Why did you choose to do a journalism degree – we are asking because there are so many stories about the death of the media etc – so the fact you have chosen this for your degree means you must have some thoughts on this?
I chose to do a journalism degree because I was always an essay writer and was never particularly interested in the sciences or any other subjects to the extent that I could go on and study them for four years. I liked the course layout for the BA in Irish and Journalism in DCU because it offered modules covering news editing, writing, ethical reporting and many other topics which I knew would come in useful in making me as well rounded a journalist as possible in today’s world.
You could say that journalism is as open a field as any to start up in and a degree isn’t a requirement to start publishing, but as far as getting your foot in the door goes, and having the knowledge from your degree to carry you through challenges, it certainly gives you the upper-hand. Not to say that not having a journalism degree doesn’t make you a high-quality journalist, but it’s quite a saturated field, with the accessibility of the internet and the opportunities it presents to everyone, and having the chance to distinguish yourself from so many others with the relevant training and experience is a great reason to embark on a course like this one.

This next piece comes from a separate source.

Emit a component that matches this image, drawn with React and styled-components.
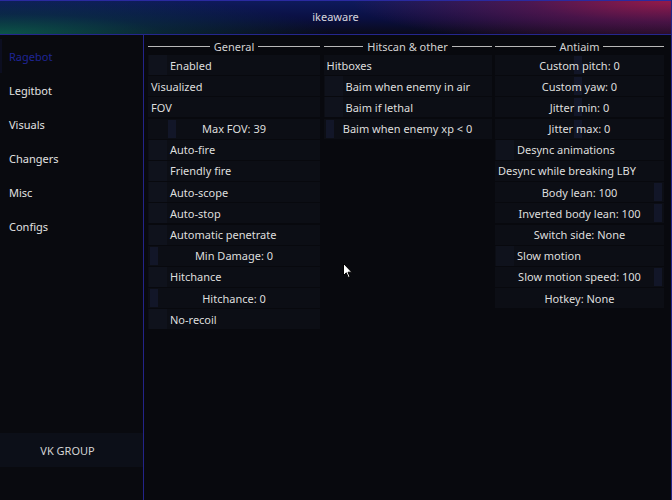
import React from "react";
import styled, { createGlobalStyle } from "styled-components";

const GlobalStyle = createGlobalStyle`
  html, body {
    margin: 0;
    padding: 0;
    background: #08090e;
  }
  body {
    font-family: "Noto Sans", "Open Sans", sans-serif;
    font-size: 11px;
    color: #dcdcdc;
  }
`;

const general = [
  { type: "check", label: "Enabled" },
  { type: "label", label: "Visualized" },
  { type: "label", label: "FOV" },
  { type: "slider", label: "Max FOV: 39", pos: 11 },
  { type: "check", label: "Auto-fire" },
  { type: "check", label: "Friendly fire" },
  { type: "check", label: "Auto-scope" },
  { type: "check", label: "Auto-stop" },
  { type: "check", label: "Automatic penetrate" },
  { type: "slider", label: "Min Damage: 0", pos: 0 },
  { type: "check", label: "Hitchance" },
  { type: "slider", label: "Hitchance: 0", pos: 0 },
  { type: "check", label: "No-recoil" },
];

const hitscan = [
  { type: "label", label: "Hitboxes" },
  { type: "check", label: "Baim when enemy in air" },
  { type: "check", label: "Baim if lethal" },
  { type: "slider", label: "Baim when enemy xp < 0", pos: 0 },
];

const antiaim = [
  { type: "slider", label: "Custom pitch: 0", pos: 49 },
  { type: "slider", label: "Custom yaw: 0", pos: 49 },
  { type: "slider", label: "Jitter min: 0", pos: 49 },
  { type: "slider", label: "Jitter max: 0", pos: 49 },
  { type: "check", label: "Desync animations" },
  { type: "label", label: "Desync while breaking LBY" },
  { type: "slider", label: "Body lean: 100", pos: 100 },
  { type: "slider", label: "Inverted body lean: 100", pos: 100 },
  { type: "bind", label: "Switch side: None" },
  { type: "check", label: "Slow motion" },
  { type: "slider", label: "Slow motion speed: 100", pos: 100 },
  { type: "bind", label: "Hotkey: None" },
];

const tabs = ["Ragebot", "Legitbot", "Visuals", "Changers", "Misc", "Configs"];

const Window = styled.div`
  width: 672px;
  height: 500px;
  box-sizing: border-box;
  display: flex;
  flex-direction: column;
  border-right: 1px solid #23248a;
  position: relative;
  overflow: hidden;
`;

const TitleBar = styled.header`
  flex: none;
  display: flex;
  align-items: center;
  justify-content: center;
  color: #d6d6de;
  font-size: 11px;
  border-top: 1px solid #2a2aa0;
  border-bottom: 1px solid #24268e;
  box-sizing: border-box;
  height: 35px;
  padding-bottom: 3px;
  background:
    radial-gradient(ellipse 320px 46px at 100% 0%, rgba(155, 26, 72, 0.95) 0%, rgba(115, 22, 76, 0.6) 45%, rgba(40, 14, 60, 0) 100%),
    radial-gradient(ellipse 330px 40px at 0% 100%, rgba(12, 88, 76, 0.95) 0%, rgba(10, 62, 72, 0.5) 50%, rgba(10, 40, 70, 0) 100%),
    linear-gradient(to bottom, #0e1a5c 0%, #0a0f40 55%, #090a1a 100%);
`;

const Body = styled.div`
  flex: 1;
  display: flex;
  min-height: 0;
`;

const Sidebar = styled.nav`
  width: 143px;
  flex: none;
  border-right: 1px solid #23248a;
  background: #090a0f;
  display: flex;
  flex-direction: column;
  padding-top: 4px;
  padding-bottom: 33px;
`;

const Tab = styled.div`
  height: 34px;
  display: flex;
  align-items: center;
  padding-left: ${(p) => (p.$active ? "7px" : "9px")};
  font-size: 11px;
  color: ${(p) => (p.$active ? "#1f2596" : "#e2e2e2")};
  border-left: ${(p) => (p.$active ? "2px solid #0c0e20" : "none")};
`;

const Group = styled.div`
  margin-top: auto;
  height: 34px;
  display: flex;
  align-items: center;
  justify-content: center;
  padding-right: 8px;
  background: #0c0f18;
  color: #d4d4d4;
  font-size: 11px;
`;

const Content = styled.main`
  flex: 1;
  padding: 4px 7px 0 4px;
  display: grid;
  grid-template-columns: 172px 168px 169px;
  column-gap: 3.5px;
  align-content: start;
  align-items: start;
  background: #08090e;
`;

const Column = styled.section`
  display: flex;
  flex-direction: column;
`;

const Heading = styled.div`
  height: 15px;
  display: flex;
  align-items: center;
  gap: 4px;
  color: #d2d2d2;
  font-size: 11px;
  margin-bottom: 1px;

  &::before,
  &::after {
    content: "";
    flex: 1;
    height: 1px;
    background: #b8b8b8;
  }
`;

const Rows = styled.div`
  display: flex;
  flex-direction: column;
  gap: 1.2px;
`;

const Row = styled.div`
  height: 20px;
  display: flex;
  align-items: center;
  position: relative;
  background: #0c0e15;
  color: #dedede;
  font-size: 11px;
  white-space: nowrap;
  justify-content: ${(p) => (p.$center ? "center" : "flex-start")};
  padding-left: ${(p) => (p.$center ? "0" : "3px")};
`;

const Box = styled.span`
  width: 18px;
  height: 100%;
  flex: none;
  background: #0f121c;
  margin: 0 3px 0 -2px;
`;

const Track = styled.span`
  position: absolute;
  left: 2px;
  right: 2px;
  top: 0;
  bottom: 0;
`;

const Thumb = styled.span`
  position: absolute;
  top: 1px;
  bottom: 1px;
  width: 8px;
  background: #121628;
`;

const Label = styled.span`
  position: relative;
`;

const Cursor = styled.svg`
  position: absolute;
  left: 343px;
  top: 263px;
`;

function Control({ item }) {
  if (item.type === "check") {
    return (
      <Row>
        <Box />
        <Label>{item.label}</Label>
      </Row>
    );
  }
  if (item.type === "slider") {
    return (
      <Row $center>
        <Track>
          <Thumb style={{ left: `calc(${item.pos}% - ${(item.pos / 100) * 8}px)` }} />
        </Track>
        <Label>{item.label}</Label>
      </Row>
    );
  }
  if (item.type === "bind") {
    return (
      <Row $center>
        <Label>{item.label}</Label>
      </Row>
    );
  }
  return (
    <Row>
      <Label>{item.label}</Label>
    </Row>
  );
}

function Panel({ title, items }) {
  return (
    <Column>
      <Heading>{title}</Heading>
      <Rows>
        {items.map((item, i) => (
          <Control key={i} item={item} />
        ))}
      </Rows>
    </Column>
  );
}

export default function App() {
  return (
    <>
      <GlobalStyle />
      <Window>
        <TitleBar>ikeaware</TitleBar>
        <Body>
          <Sidebar>
            {tabs.map((t, i) => (
              <Tab key={t} $active={i === 0}>
                {t}
              </Tab>
            ))}
            <Group>VK GROUP</Group>
          </Sidebar>
          <Content>
            <Panel title="General" items={general} />
            <Panel title="Hitscan & other" items={hitscan} />
            <Panel title="Antiaim" items={antiaim} />
          </Content>
        </Body>
        <Cursor width="10" height="16" viewBox="0 0 10 16">
          <path d="M0.5 0.5 L0.5 12.5 L3.3 9.8 L5.3 14.5 L7 13.8 L5 9.2 L8.8 9.2 Z" fill="#fff" stroke="#000" strokeWidth="1" />
        </Cursor>
      </Window>
    </>
  );
}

What does the future look like?
I think that future journalists, myself included, will have to be present on every medium if they wish to accomplish anything in this field. There’s more demand for visual and aural content than ever and with so much media coverage of everything that happens available online in the form of witness-recorded footage and tweets, for example, presenting a well-polished package with plenty of information efficiently delivered is so important. In short, you have to be writing, filming and getting yourself out there as much as possible if you wish to be a journalist today and for the foreseeable future.
Will we all be bloggers in the future?
I don’t think that we will all be bloggers in the future because there will always be a demand for credible, confirmed and reliable news outlets. Anybody can create a blog and the fact that you can upload just about anything at any given time without any proof-reading or without getting a second opinion is a little unnerving. There are plenty of high quality blogs online but there are also some which leave a lot to be desired in regards to quality, tasteful content and most importantly, in my eyes, objectivity. Bias is inescapable when you have so many people uploading to blogs and to social media sites, so being able to hold an outlet liable for bad content is what I think will keep professional journalism alive, as there can be a lot at stake for their credibility if things go awry.
Is ‘millennial’ still a meaningful term?
Personally, I detest this term because I feel that it is a negative label. It’s a relatively new term used to generalise a rather large demographic and it has just become too easy for people to say “x is the millennials’ fault” or “millennials are x”. These supposed ‘millennials’ have become scapegoats for a number of issues, such as their being the ‘snowflakes of society’ because of certain people’s actions and reactions to particular dilemmas and issues that are put before them.
What are your own feelings about being described as one?
I become quite annoyed when somebody calls me a ‘millennial’ because of the stereotype that surrounds being labelled as one. I find that often it is used to put somebody down by people trying to make themselves seem superior solely because they have a few years on the millennial and they think that this ‘extra’ experience in certain aspects of life allows them to speak down to others who were born at the turn of the century. I don’t like labels, as cliché as that statement is. It would be incorrect to say that I, for example, am lazy or that I live off handouts as I’ve been working and studying seven days a week since I turned 17! This isn’t unheard of either. From my experience, a fair portion of people labelled as ‘millennials’ would be in the same situation, working through the latter years of their time in secondary education and working to support themselves if they go on further in their studies or if they decide to choose a different path.